Republicans aren’t the only object of critique in Nichol’s book, however. The law professor also criticizes Democrats, calling them out on their unwillingness to speak candidly about Republicans’ attacks on LGBTQ people, Black residents, and other minority communities.
“There is a notable chasm between Democratic politics and movement politics,” Nichol notes. “While much of North Carolina—me included—believes that the very meaning and character of the commonwealth is urgently imperiled, its legislative representatives, the minority party included, often don’t seem to act as if that is the case.”
Democrats wonder why people in their districts aren’t turning out to support them, all while taking moderate, defensive positions; worrying about giving offense; and holding fast to the phrase “Republicans will be worse,” as if that’s an inspiring call to action, Nichol argues.
His poignant example of the support that flooded in for Michigan Democratic lawmaker Mallory McMorrow following a blunt speech she gave about fighting hate in 2022 demonstrates that people will respond to courageous truth-telling. It’s hard not to wonder how the Democratic Party has not yet learned that lesson.
Still, Nichol does leave us with some hope for America’s future, namely through stories of grassroots activists. His recollection of the Moral Monday protests led by figures such as Rev. William Barber II and lifelong civil rights activist Rosanell Eaton shows the power of collective action by ordinary citizens.
Underrepresented people could have a truly powerful effect in creating change if they focused on their commonalities instead of their differences, Nichol writes. Together, we must be the “guarantors,” not just the “heirs,” of freedom.
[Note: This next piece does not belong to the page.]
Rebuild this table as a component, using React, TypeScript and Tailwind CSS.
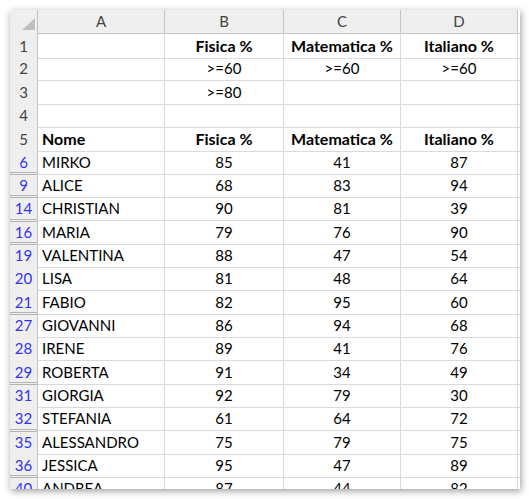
const font = { fontFamily: "Lato, 'Open Sans', sans-serif" };

type Row = {
  n: number;
  a: string;
  b: string;
  c: string;
  d: string;
  bold?: boolean;
};

const rows: Row[] = [
  { n: 1, a: "", b: "Fisica %", c: "Matematica %", d: "Italiano %", bold: true },
  { n: 2, a: "", b: ">=60", c: ">=60", d: ">=60" },
  { n: 3, a: "", b: ">=80", c: "", d: "" },
  { n: 4, a: "", b: "", c: "", d: "" },
  { n: 5, a: "Nome", b: "Fisica %", c: "Matematica %", d: "Italiano %", bold: true },
  { n: 6, a: "MIRKO", b: "85", c: "41", d: "87" },
  { n: 9, a: "ALICE", b: "68", c: "83", d: "94" },
  { n: 14, a: "CHRISTIAN", b: "90", c: "81", d: "39" },
  { n: 16, a: "MARIA", b: "79", c: "76", d: "90" },
  { n: 19, a: "VALENTINA", b: "88", c: "47", d: "54" },
  { n: 20, a: "LISA", b: "81", c: "48", d: "64" },
  { n: 21, a: "FABIO", b: "82", c: "95", d: "60" },
  { n: 27, a: "GIOVANNI", b: "86", c: "94", d: "68" },
  { n: 28, a: "IRENE", b: "89", c: "41", d: "76" },
  { n: 29, a: "ROBERTA", b: "91", c: "34", d: "49" },
  { n: 31, a: "GIORGIA", b: "92", c: "79", d: "30" },
  { n: 32, a: "STEFANIA", b: "61", c: "64", d: "72" },
  { n: 35, a: "ALESSANDRO", b: "75", c: "79", d: "75" },
  { n: 36, a: "JESSICA", b: "95", c: "47", d: "89" },
  { n: 40, a: "ANDREA", b: "87", c: "44", d: "82" },
];

const cols = "grid grid-cols-[28px_127px_119px_117px_117px_2px]";

export default function App() {
  return (
    <div className="w-[529px] h-[499px] bg-white pt-[10px] pl-[10px]" style={font}>
      <div className="w-[510px] h-[479px] overflow-hidden bg-white shadow-[1px_2px_7px_rgba(0,0,0,0.4)]">
        {/* column header */}
        <div className={`${cols} h-[23px] bg-[#efefef] text-[15px] text-[#444]`}>
          <div className="relative border-r border-b border-[#c4c4c4]">
            <div className="absolute right-[2px] bottom-[3px] w-0 h-0 border-l-[13px] border-l-transparent border-b-[12px] border-b-[#c0c0c0]" />
          </div>
          {["A", "B", "C", "D"].map((l) => (
            <div key={l} className="flex items-center justify-center border-r border-b border-[#c4c4c4]">
              {l}
            </div>
          ))}
          <div className="bg-white border-b border-[#c4c4c4]" />
        </div>

        {rows.map((r, i) => {
          const prev = i > 0 ? rows[i - 1].n : r.n - 1;
          const hidden = r.n - prev > 1;
          const filtered = r.n >= 6;
          const txt = r.bold ? "font-bold text-[16px]" : "";
          return (
            <div
              key={r.n}
              className={`${cols} text-[15px] text-black ${i % 3 === 1 ? "h-[24px]" : "h-[23px]"}`}
            >
              <div
                className={`relative flex items-center justify-center pt-[1px] bg-[#efefef] border-r border-b border-[#c4c4c4] ${
                  filtered ? "text-[#3232f5]" : "text-[#444]"
                }`}
              >
                {/* hidden rows marker */}
                {hidden && (
                  <div className="absolute left-0 right-0 -top-[1px] h-[3px] border-t border-b border-[#b4b4b4]" />
                )}
                {r.n}
              </div>
              <div className={`flex items-center pl-[4px] pt-[1px] border-r border-b border-[#dadada] ${txt}`}>
                {r.a}
              </div>
              <div className={`flex items-center justify-center pt-[1px] border-r border-b border-[#dadada] ${txt}`}>
                {r.b}
              </div>
              <div className={`flex items-center justify-center pt-[1px] border-r border-b border-[#dadada] ${txt}`}>
                {r.c}
              </div>
              <div className={`flex items-center justify-center pt-[1px] border-r border-b border-[#dadada] ${txt}`}>
                {r.d}
              </div>
              <div className="border-b border-[#dadada]" />
            </div>
          );
        })}
      </div>
    </div>
  );
}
“We can’t claim only liberty’s gift without also assuming its obligation,” Nichol concludes. “We’ve come to understand, even if reluctantly, that democracy is never a final achievement; it is a call to an unending struggle …. Most crucially, we utterly refuse to give up on the notion of an America for all, even when it hangs frighteningly in the balance—especially when it hangs frighteningly in the balance.”